O assento era muito colado um no outro, alguém alemaozão iria sofrer bem mais
que eu.Do meu lado se sentou uma mulher, que pela maneira de ser e o cansaço
que deflagrava no rosto, devia ter acordado, no mínimo, às cinco da manhã. Todas ( a maioria
era de mulher) com os mesmos cansaços, vendendo essa fisionomia na forma de
estar, olhando o tempo ao derredor e sentir por dentro, certa angústia pelo
ônibus nunca chagar ao seu destino e não ter assento pra todos.Cada parada num
ponto, pelo menos pra mim, era uma eternidade, dali a pouco tinha que parar
outra vez, pelos semáforos que fechavam.

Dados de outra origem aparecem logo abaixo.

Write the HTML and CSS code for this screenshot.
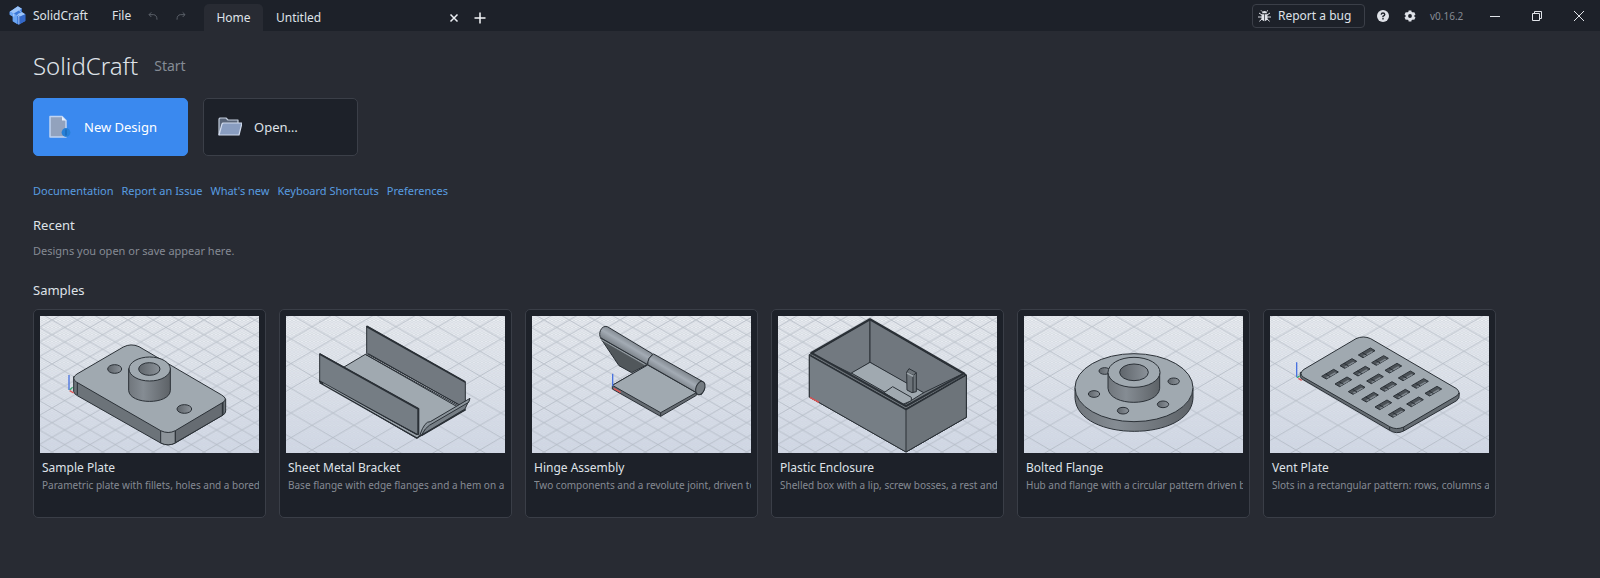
FILE: index.html
```html
<!DOCTYPE html>
<html lang="en">
<head>
<meta charset="utf-8">
<title>SolidCraft</title>
<link rel="stylesheet" href="styles.css">
</head>
<body>
<svg class="defs" aria-hidden="true">
  <defs>
    <linearGradient id="sky" x1="0" y1="0" x2="0" y2="1"><stop offset="0" stop-color="#eceff3"/><stop offset="1" stop-color="#d1d8e5"/></linearGradient>
    <linearGradient id="tube" x1="0" y1="0" x2="1" y2="0"><stop offset="0" stop-color="#70767c"/><stop offset=".35" stop-color="#858c93"/><stop offset="1" stop-color="#5d6267"/></linearGradient>
    <linearGradient id="bore" x1="0" y1="0" x2="1" y2="0"><stop offset="0" stop-color="#5f656b"/><stop offset="1" stop-color="#8b9299"/></linearGradient>
    <linearGradient id="barrel" gradientUnits="userSpaceOnUse" x1="430" y1="235" x2="408" y2="272"><stop offset="0" stop-color="#7c838a"/><stop offset=".5" stop-color="#a3abb4"/><stop offset="1" stop-color="#7b8289"/></linearGradient>
    <pattern id="minor" width="12" height="7" patternUnits="userSpaceOnUse"><path d="M0 0L12 7M12 0L0 7" stroke="#b4bcc8" stroke-width=".9"/></pattern>
    <pattern id="wide" x="12" y="451" width="126" height="74" patternUnits="userSpaceOnUse"><path d="M0 0L126 74M126 0L0 74" stroke="#a9b1bb" stroke-width="2"/></pattern>
    <pattern id="fine" x="20" y="443" width="76" height="44" patternUnits="userSpaceOnUse"><path d="M0 0L76 44M76 0L0 44" stroke="#a9b1bb" stroke-width="2"/></pattern>
    <linearGradient id="fade" x1="0" y1="0" x2="0" y2="1"><stop offset="0" stop-color="#fff"/><stop offset="1" stop-color="#fff" stop-opacity=".25"/></linearGradient>
    <mask id="depth" maskUnits="userSpaceOnUse" x="60" y="123" width="657" height="412"><rect x="60" y="123" width="657" height="412" fill="url(#fade)"/></mask>
    <g id="floor-wide"><rect x="60" y="123" width="657" height="412" fill="url(#sky)"/><rect x="60" y="123" width="657" height="412" fill="url(#minor)" mask="url(#depth)"/><rect x="60" y="123" width="657" height="412" fill="url(#wide)"/></g>
    <g id="floor-fine"><rect x="60" y="123" width="657" height="412" fill="url(#sky)"/><rect x="60" y="123" width="657" height="412" fill="url(#minor)" mask="url(#depth)"/><rect x="60" y="123" width="657" height="412" fill="url(#fine)"/></g>
    <g id="slot"><path d="M-25 6L11 -15L25 -7L-11 14Z" fill="#4c5257"/><path d="M-12 9L14 -6L20 -4L-8 12Z" fill="#7f878e" stroke="none"/><path d="M-13 -1L1 7" /></g>
  </defs>
</svg>

<header class="titlebar">
  <div class="brand">
    <svg class="logo" viewBox="0 0 50 56" aria-hidden="true"><path d="M2 17L26 1L38 8L38 19L48 24V44L28 55L11 45V31L2 26Z" fill="#3b78d8"/><path d="M2 17L26 1L38 8L14 22ZM24 24L38 18L48 24L32 32Z" fill="#9cc4f8"/><path d="M2 17L14 22L24 27V53L11 45V31L2 26Z" fill="#6ba5f2"/><path d="M28 33L48 24V44L28 55Z" fill="#3468c8"/><path d="M14 22V31M24 27L29 32V54M31 12L34 18" fill="none" stroke="#d3e5ff" stroke-width="2"/></svg>
    <span>SolidCraft</span>
  </div>
  <button class="menu" type="button">File</button>
  <button class="history" type="button" aria-label="Undo"><svg viewBox="0 0 30 30"><path d="M10 4L3 11L10 18M3 11H17Q27 12 27 26"/></svg></button>
  <button class="history" type="button" aria-label="Redo"><svg viewBox="0 0 30 30"><path d="M20 4L27 11L20 18M27 11H13Q3 12 3 26"/></svg></button>
  <nav class="tabs" aria-label="Documents">
    <button class="tab active" type="button">Home</button>
    <div class="tab document">
      <button class="plain" type="button">Untitled</button>
      <button class="close-tab" type="button" aria-label="Close tab"><svg viewBox="0 0 10 10"><path d="M1.500 1.500L8.500 8.500M8.500 1.500L1.500 8.500"/></svg></button>
    </div>
    <button class="add-tab" type="button" aria-label="New tab"><svg viewBox="0 0 12 12"><path d="M6 .5V11.500M.5 6H11.500"/></svg></button>
  </nav>
  <div class="actions">
    <button class="bug" type="button"><svg viewBox="0 0 39 36" aria-hidden="true"><path d="M12 10Q12 3 19.500 3T27 10Z"/><path d="M11 13H18.500V34Q11 33 10 25ZM20.500 13H28L29 25Q28 33 20.500 34Z"/><path d="M13 5L9 1M26 5L30 1M12 15L3 9M11 21H0M12 27L4 34M27 15L36 9M28 21H39M27 27L35 34" fill="none" stroke="currentColor" stroke-width="3"/></svg>Report a bug</button>
    <button class="round help" type="button" aria-label="Help"><svg viewBox="0 0 12 12"><circle cx="6" cy="6" r="6" fill="currentColor"/><path d="M4.200 4.700Q4.400 3 6 3T7.800 4.600Q7.800 5.500 6 6.300V7.200M6 8V9.400" fill="none" stroke="#1d2129" stroke-width="1.400"/></svg></button>
    <button class="round" type="button" aria-label="Settings"><svg viewBox="0 0 12 12"><circle cx="6" cy="6" r="3.200" fill="none" stroke="currentColor" stroke-width="2.600"/><path d="M6 .5V2.500M6 9.500V11.500M1.200 3.200L3 4.300M9 7.700L10.800 8.800M1.200 8.800L3 7.700M9 4.300L10.800 3.200" stroke="currentColor" stroke-width="2.800"/></svg></button>
    <span class="version">v0.16.2</span>
    <button class="window" type="button" aria-label="Minimize"><svg viewBox="0 0 12 12"><path d="M1 6.500H11"/></svg></button>
    <button class="window" type="button" aria-label="Restore"><svg viewBox="0 0 12 12"><path d="M1.500 3.500H8.500V10.500H1.500ZM3.500 3V1.500H10.500V8.500H9"/></svg></button>
    <button class="window" type="button" aria-label="Close"><svg viewBox="0 0 12 12"><path d="M1 1L11 11M11 1L1 11"/></svg></button>
  </div>
</header>

<main>
  <div class="heading"><h1>SolidCraft</h1><span>Start</span></div>
  <div class="starters">
    <button class="starter primary" type="button"><svg viewBox="0 0 24 24" aria-hidden="true"><path d="M2 1.500H14L18 5.500V22H2Z" fill="#92a2bd" stroke="#c0d4f2" stroke-width="1.500" stroke-linejoin="round"/><path d="M14 1.500V5.500H18" fill="#e8f1ff"/><circle cx="18" cy="17.500" r="4.400" fill="#2680d8"/><path d="M18 14.500V20.500" stroke="#175ca5"/></svg>New Design</button>
    <button class="starter" type="button"><svg viewBox="0 0 24 24" aria-hidden="true"><path d="M1 20V4L2 3H8L10 5H20V9H5L1 20" fill="#596579" stroke="#c3cddd" stroke-width="1.200" stroke-linejoin="round"/><path d="M4 9L5 8H24L21 20H1Z" fill="#899dc0" stroke="#d0daec" stroke-width="1.200" stroke-linejoin="round"/></svg>Open…</button>
  </div>
  <nav class="links" aria-label="Resources">
    <a href="#documentation">Documentation</a><a href="#issue">Report an Issue</a><a href="#news">What's new</a><a href="#shortcuts">Keyboard Shortcuts</a><a href="#preferences">Preferences</a>
  </nav>
  <section class="recent"><h2>Recent</h2><p>Designs you open or save appear here.</p></section>
  <section class="samples">
    <h2>Samples</h2>
    <div class="cards">
      <a class="card" href="#sample-plate">
        <svg viewBox="60 123 657 412" role="img" aria-label="Plate model"><use href="#floor-fine"/>
          <g class="model"><path d="M161 305V350Q162 356 172 362L422 504Q445 515 466 504L609 420Q617 416 617 408V372Z" fill="#6c7379"/><path d="M422 466V504Q445 515 466 504V466Z" fill="#8d949a"/><path d="M466 466V503L609 420V378Z" fill="#666c72"/><path d="M310 216Q333 204 357 215L605 360Q625 372 609 382L466 467Q445 478 422 467L169 321Q152 309 171 297Z" fill="#a0a9b0"/><path d="M172 323V360M607 384V420"/><ellipse cx="284" cy="282" rx="21" ry="13" fill="url(#bore)"/><ellipse cx="493" cy="402" rx="22" ry="13" fill="url(#bore)"/><path d="M326 281V347C330 390 448 390 451 347V281Z" fill="url(#tube)"/><ellipse cx="389" cy="282" rx="62" ry="36" fill="#a0a9b0"/><ellipse cx="388" cy="282" rx="32" ry="19" fill="url(#bore)"/></g>
          <g class="axes"><path class="z" d="M147 300V345"/><path class="y" d="M149 345L158 337"/><path class="x" d="M149 347L161 354"/></g></svg>
        <strong>Sample Plate</strong><span>Parametric plate with fillets, holes and a bored</span></a>
      <a class="card" href="#sheet-metal-bracket">
        <svg viewBox="60 123 657 412" role="img" aria-label="Bracket model"><use href="#floor-wide"/>
          <g class="model"><path d="M160 320L298 238L598 404L452 490Z" fill="#a0a9b0"/><path d="M302 153L598 321V390L578 388L302 236Z" fill="#727980"/><path d="M302 154L598 321" stroke-width="6"/><path d="M298 238L575 396M307 236L590 396"/><path d="M462 481Q477 450 492 443L610 374L597 402L460 484Z" fill="#767e85"/><path d="M462 479Q476 438 493 440L612 370L608 382L490 451Q478 458 466 481Z" fill="#8c959c"/><path d="M466 482L599 404" stroke-width="4"/><path d="M161 236L457 401V480L161 321Z" fill="#757d84"/><path d="M161 237L457 402V478" stroke-width="6"/><path d="M161 318L453 479M161 323L453 489L464 481" stroke-width="4"/><path d="M172 326L450 482" stroke="#99a1a8"/></g></svg>
        <strong>Sheet Metal Bracket</strong><span>Base flange with edge flanges and a hem on a 2 mm</span></a>
      <a class="card" href="#hinge-assembly">
        <svg viewBox="60 123 657 412" role="img" aria-label="Hinge model"><use href="#floor-fine"/>
          <g class="model"><path d="M266 190L321 272L359 293L407 268L405 260Z" fill="#51575b"/><path d="M268 193L400 269" stroke="#91999f" stroke-width="4"/><path d="M270 190L403 265" stroke-width="4"/><path d="M301 331L407 270L553 353V361L446 424L301 342Z" fill="#656b71"/><path d="M301 331L407 270L553 353L446 413Z" fill="#a0a9b0"/><path d="M446 413V424"/><path d="M286 155L422 237Q406 250 407 269L267 189C257 179 267 149 286 155Z" fill="url(#barrel)"/><path d="M425 237L571 319Q586 336 568 359L552 352L407 269Q407 248 425 237Z" fill="url(#barrel)"/><ellipse cx="565" cy="339" rx="13" ry="21" transform="rotate(20 565 339)" fill="#747b81"/></g>
          <g class="axes"><path class="z" d="M302 296V334"/><path class="x" d="M305 340L326 352"/></g></svg>
        <strong>Hinge Assembly</strong><span>Two components and a revolute joint, driven to</span></a>
      <a class="card" href="#plastic-enclosure">
        <svg viewBox="60 123 657 412" role="img" aria-label="Enclosure model"><use href="#floor-fine"/>
          <g class="model"><path d="M154 239L336 133L625 300V427L444 531L154 366Z" fill="#747b81"/><path d="M336 133V262L280 296L160 236Z" fill="#727980"/><path d="M336 133L615 296L495 354L336 262Z" fill="#70777e"/><path d="M336 262L497 353L443 387L280 294Z" fill="#a0a9b0"/><path d="M378 353L404 335L460 367V377L435 388Z" fill="#a0a9b0"/><path d="M446 292L453 281L475 293V350L462 353L447 345Z" fill="#6c7379"/><path d="M446 292L466 301L475 293M465 302V352"/><path d="M447 294L466 304" stroke="#9ca4aa" stroke-width="5"/><path d="M154 239L444 402L625 300V427L444 531L154 366Z" fill="#767e85"/><path d="M444 402L625 300V427L444 531Z" fill="#6d747a"/><path d="M160 234L336 133L619 296L444 394Z" fill="none" stroke-width="7"/><path d="M157 242L444 404L621 302" fill="none" stroke-width="4"/><path d="M163 239L444 398L618 299" fill="none" stroke="#858c92" stroke-width="1"/></g>
          <g class="axes"><path class="x" d="M156 367L183 382"/></g></svg>
        <strong>Plastic Enclosure</strong><span>Shelled box with a lip, screw bosses, a rest and</span></a>
      <a class="card" href="#bolted-flange">
        <svg viewBox="60 123 657 412" role="img" aria-label="Flange model"><use href="#floor-wide"/>
          <g class="model"><path d="M213 338V370C222 502 560 502 567 370V338Z" fill="url(#tube)"/><ellipse cx="390" cy="338" rx="177" ry="102" fill="#a0a9b0"/><g fill="url(#bore)"><ellipse cx="302" cy="288" rx="17" ry="10"/><ellipse cx="270" cy="357" rx="17" ry="10"/><ellipse cx="357" cy="407" rx="17" ry="10"/><ellipse cx="477" cy="388" rx="17" ry="10"/><ellipse cx="509" cy="319" rx="17" ry="10"/></g><path d="M312 292V340C317 396 462 396 467 340V292Z" fill="url(#tube)"/><ellipse cx="390" cy="292" rx="78" ry="45" fill="#a0a9b0"/><ellipse cx="390" cy="292" rx="43" ry="25" fill="url(#bore)"/></g></svg>
        <strong>Bolted Flange</strong><span>Hub and flange with a circular pattern driven by</span></a>
      <a class="card" href="#vent-plate">
        <svg viewBox="60 123 657 412" role="img" aria-label="Vent plate model"><use href="#floor-wide"/>
          <g class="model"><path d="M151 292V304Q151 311 161 315L419 466Q439 479 461 468L620 377Q629 371 628 354Z" fill="#656c72"/><path d="M318 191Q340 181 362 191L618 340Q636 353 618 364L461 456Q439 466 419 455L161 307Q144 296 162 283Z" fill="#a0a9b0"/><path d="M419 456V466M461 456V468"/>
            <use href="#slot" x="240" y="298"/><use href="#slot" x="280" y="321"/><use href="#slot" x="320" y="344"/><use href="#slot" x="360" y="367"/><use href="#slot" x="400" y="390"/><use href="#slot" x="440" y="413"/>
            <use href="#slot" x="295" y="266"/><use href="#slot" x="335" y="289"/><use href="#slot" x="375" y="312"/><use href="#slot" x="415" y="335"/><use href="#slot" x="455" y="358"/><use href="#slot" x="495" y="381"/>
            <use href="#slot" x="350" y="234"/><use href="#slot" x="390" y="257"/><use href="#slot" x="430" y="280"/><use href="#slot" x="470" y="303"/><use href="#slot" x="510" y="326"/><use href="#slot" x="550" y="349"/></g>
          <g class="axes"><path class="z" d="M140 262V307"/><path class="y" d="M141 308L149 302"/><path class="x" d="M145 310L155 316"/></g></svg>
        <strong>Vent Plate</strong><span>Slots in a rectangular pattern: rows, columns and</span></a>
    </div>
  </section>
</main>
</body>
</html>
```
FILE: styles.css
```css
* { box-sizing: border-box; }
body { margin: 0; min-height: 100vh; background: #282b33; color: #dfe2e8; font: 12px/18px "Noto Sans", "Open Sans", sans-serif; }
button { margin: 0; padding: 0; border: 0; background: none; color: inherit; font: inherit; }
svg { display: block; }
h1, h2, p { margin: 0; font-weight: 400; }
.defs { position: absolute; width: 0; height: 0; }

.titlebar { display: flex; align-items: center; height: 31px; padding-left: 9px; background: #1d2129; }
.brand { display: flex; align-items: center; gap: 7px; width: 103px; }
.logo { width: 17px; height: 19px; }
.menu { width: 20px; text-align: left; }
.history { display: flex; justify-content: center; width: 28px; color: #5a5f68; }
.menu + .history { margin-left: 7px; }
.history svg { width: 10px; height: 10px; fill: none; stroke: currentColor; stroke-width: 3; }
.tabs { display: flex; align-items: center; align-self: flex-end; height: 27px; margin-left: 9px; }
.tab { height: 27px; }
.active { width: 59px; border-radius: 5px 5px 0 0; background: #282b33; }
.document { display: flex; align-items: center; justify-content: space-between; width: 196px; padding-left: 13px; }
.close-tab svg { width: 10px; height: 10px; stroke: #eceff4; stroke-width: 1.5; }
.add-tab { margin-left: 15px; }
.add-tab svg { width: 12px; height: 12px; stroke: #f3f5f8; stroke-width: 1.5; }
.actions { display: flex; align-items: center; margin-left: auto; padding-right: 15px; }
.bug { display: flex; align-items: center; gap: 7px; width: 113px; height: 24px; padding-left: 5px; border: 1px solid #3b3f48; border-radius: 4px; }
.bug svg { width: 13px; height: 12px; fill: currentColor; }
.round { margin-left: 15px; }
.help { margin-left: 12px; }
.round svg { width: 12px; height: 12px; }
.version { width: 47px; margin-left: 14px; color: #868b94; font-size: 10px; }
.window { margin-left: 12px; }
.window + .window { margin-left: 30px; }
.window svg { width: 12px; height: 12px; fill: none; stroke: #e1e4e9; }

main { padding: 19px 33px 40px; }
.heading { display: flex; align-items: center; gap: 16px; height: 32px; margin-bottom: 16px; }
h1 { font-size: 24px; line-height: 32px; font-weight: 300; }
.heading span { color: #858b95; font-size: 14px; }
.starters { display: flex; gap: 15px; }
.starter { display: flex; align-items: center; gap: 12px; width: 155px; height: 58px; padding-left: 14px; border: 1px solid #3b3f48; border-radius: 5px; background: #1d2129; font-size: 13px; }
.starter svg { width: 24px; height: 24px; }
.primary { border-color: #3a89ef; background: #3a89ef; color: #fff; }
.links { display: flex; flex-wrap: wrap; gap: 8px; margin-top: 26px; font-size: 11px; }
.links a { color: #589de0; text-decoration: none; }
h2 { font-size: 13px; line-height: 20px; }
.recent { margin-top: 15px; }
.recent p { margin-top: 7px; color: #858a93; font-size: 11px; }
.samples { margin-top: 20px; }
.cards { display: flex; flex-wrap: wrap; gap: 13px; margin-top: 9px; }
.card { display: flex; flex-direction: column; width: 233px; min-height: 209px; padding: 6px; border: 1px solid #3a3e47; border-radius: 5px; background: #1d2129; color: inherit; text-decoration: none; }
.card > svg { width: 100%; height: auto; margin-bottom: 6px; }
.card strong { padding-left: 2px; font-size: 12px; line-height: 18px; font-weight: 400; }
.card span { margin-left: 2px; overflow: hidden; color: #858a93; font-size: 10px; line-height: 16px; white-space: nowrap; }
.model { fill: none; stroke: #2a3036; stroke-width: 3; stroke-linejoin: round; }
.axes { fill: none; stroke-width: 4; }
.x { stroke: #df5454; }
.y { stroke: #39a66d; }
.z { stroke: #4972df; }
```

Ao meu lado a senhora puxou uma arma, mas pra atirar,ela puxou
outra, o óculos, abriu o tambor e colocou a munição a certa distancia das vistas
pra poder enxergar. Abriu um livro que de soslaio eu li o nome do autor, Trish
Willy, “sopro de esperança” era o título. Espero que esse livro consiga lhe dá
uma luz e ela resolva os seus problemas e que tudo se resolva em sua vida.Na
certa com a leitura ela vai se dá melhor que as demais que estavam ali apenas
olhando as ruas. Foi à única que eu vi assaltar da própria bolsa um livro. Tava
procurando alguém pra dar o lugar,mas olhando em volta, pensei, como eu ia ser
correto se era tantas mulheres cansadas, desgastadas pelos seus trabalhos de
diaristas? Estaria sendo injusto com as outras, e talvez passasse desconfiança
de que estivesse tentando paquerar agradando uma delas. Na minha timidez, nessas
situações, por dentro disse-me que quando chegasse no terminal ia abordar a
mulher da leitura e dá-lhe um livro meu de presente, talvez ela não conseguisse
ler até fim, por ser outro tipo de literatura, mas enfim faria boa ação e minha
parte pra melhorar a auto-estema da sociedade.Não o fiz, ela desceu antes e
como sou muito fechado nessas situações não a abordei ao momento de estamos de
corpos quase colados, cada um em sua cadeira. O aperto entre duas pessoas como
eu e ela é tão estranho pra mim, que às vezes tinha vontade de me coçar em alguma
parte, mas segurava, pra não me mexer tanto e tocá-la. Segurava-me pensando noutras
coisas, meus personagens, por exemplo, que são todos vindos de classe como a
que anda todo dia de ônibus. Mulheres guerreiras essas da nossa pulação, que
depois de certa idade têm que trabalhar pra tentar se firmar levando parte do
sustento pra casa, e muitas delas são
provedoras do lar. Acordam tão cedo, trabalham por aí usando o corpo e
mente, ou só um ou só outro e ainda têm que enfrentar condução tão ruim. Que pena que os nossos políticos
não precisem de condução pública pra ir trabalhar, pra sentir na pele o que é o
transporte que eles oferecem a população. Sentir na própria carne nada mais é
que sentir pelos outros. Acho que todo cidadão tinha que passar um dia por
alguma dificuldade, mais os políticos e uma elite arrogante acostumada com as
benesses oferecidas pelas fortunas que acumularam, pra poder ter o
discernimento de saber entender o outro com mais finura e humanidade.